Their quest forces Eddie to return to "Toon Town" for the first time in years (after his brother was killed when a Toon dropped a safe on his head!). This is not only a wonderful fantasy fit for both kids and adults but it is also a nice homage to the Golden Age of Hollywood and a subtle indictment of racial prejudice. The cast includes Christopher Lloyd, Joanna Cassidy, and with cameos by cartoon icons Mickey Mouse, Bugs Bunny, Donald Duck, and Daffy Duck.

Cast Away, 2000. Zemeckis reteamed with Tom Hanks for this survival drama. Chuck (Hanks), a workaholic troubleshooter for FedEx, survives a plane crash that strands him on an idyllic bur uninhabited isle somewhere in the Pacific. Chuck, the epitome of the modern working man, is forced to degenerate to a nearly primitive nature in order to survive. Thanks to the studio's boneheaded marketing campaign, everyone knew going in that Chuck eventually escapes from the isle and returns home. Thought dead for the last four years, Chuck discovers that his fiancee (Helen Hunt) has moved on with her life and now he must, too.

Cast Away features a superior tour-de-force performance by Hanks to his (now punchline-inducing) performance in Forrest Gump. There are many gripping and poignant sequences throughout this memorable film yet it leaves you with many lingering questions. Four years on an island and you only try to build a raft and escape from it once?! And why the hell didn't he open that one package? Why was that one so special as opposed to the others? So the ending wouldn't get mucked up, that's why.

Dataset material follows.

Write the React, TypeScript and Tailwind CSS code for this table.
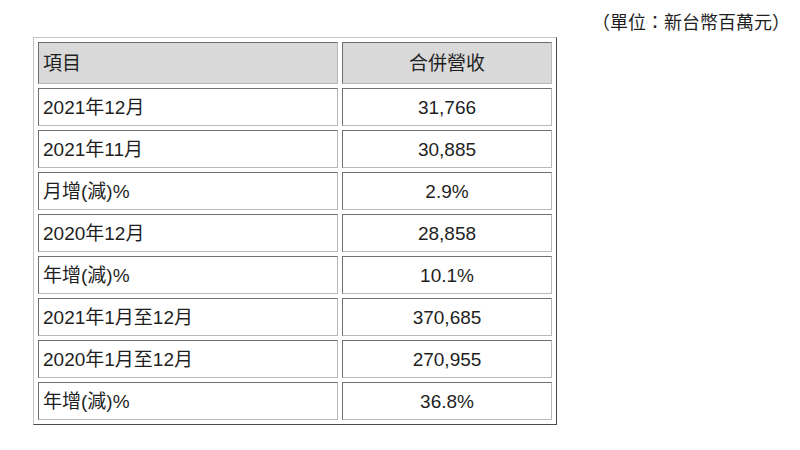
import React from "react";

const rows: [string, string][] = [
  ["2021年12月", "31,766"],
  ["2021年11月", "30,885"],
  ["月增(減)%", "2.9%"],
  ["2020年12月", "28,858"],
  ["年增(減)%", "10.1%"],
  ["2021年1月至12月", "370,685"],
  ["2020年1月至12月", "270,955"],
  ["年增(減)%", "36.8%"],
];

const cell =
  "border border-t-[#6e6e6e] border-l-[#6e6e6e] border-b-[#b8b8b8] border-r-[#b8b8b8] flex items-center pt-[2px]";

export default function App() {
  return (
    <div
      className="w-[800px] h-[450px] bg-white text-[#1f1f1f] text-[19px]"
      style={{ fontFamily: '"Liberation Sans", "Noto Sans CJK TC", sans-serif' }}
    >
      <div className="pt-[11px] h-[37px] flex justify-end pr-[10px]">
        <div className="h-[24px] leading-[24px] flex text-[18px]">
          <span>（單位：</span>
          <span>新台幣百萬元）</span>
        </div>
      </div>
      <div className="ml-[33px] w-fit border border-t-[#c4c4c4] border-l-[#c4c4c4] border-b-[#4a4a4a] border-r-[#4a4a4a] p-[4px] grid grid-cols-[300px_210px] gap-[4px]">
        <div className={`${cell} h-[42px] bg-[#d9d9d9] pl-[4px]`}>項目</div>
        <div className={`${cell} h-[42px] bg-[#d9d9d9] justify-center`}>合併營收</div>
        {rows.map(([a, b], i) => (
          <React.Fragment key={i}>
            <div className={`${cell} h-[38px] pl-[4px]`}>{a}</div>
            <div className={`${cell} h-[38px] justify-center`}>{b}</div>
          </React.Fragment>
        ))}
      </div>
    </div>
  );
}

What Lies Beneath, 2000. It's been said that Brian De Palma's early thrillers are just bad Hitchcock. Well, if that's the case then this "Fatal Attraction meets The Sixth Sense" thriller is bad De Palma! While the offbeat casting of Harrison Ford at first seems inspired, by the end it's clear it was just stunt casting. Michelle Pfeiffer does what she can with the material but, ultimately, What Lies Beneath this film is a shoddy, formulaic script ridden with genre cliches and stock shocks. The film is not unentertaining; it's just a stupid movie, which is something I don't expect from a filmmaker of Mr. Zemeckis' calibre.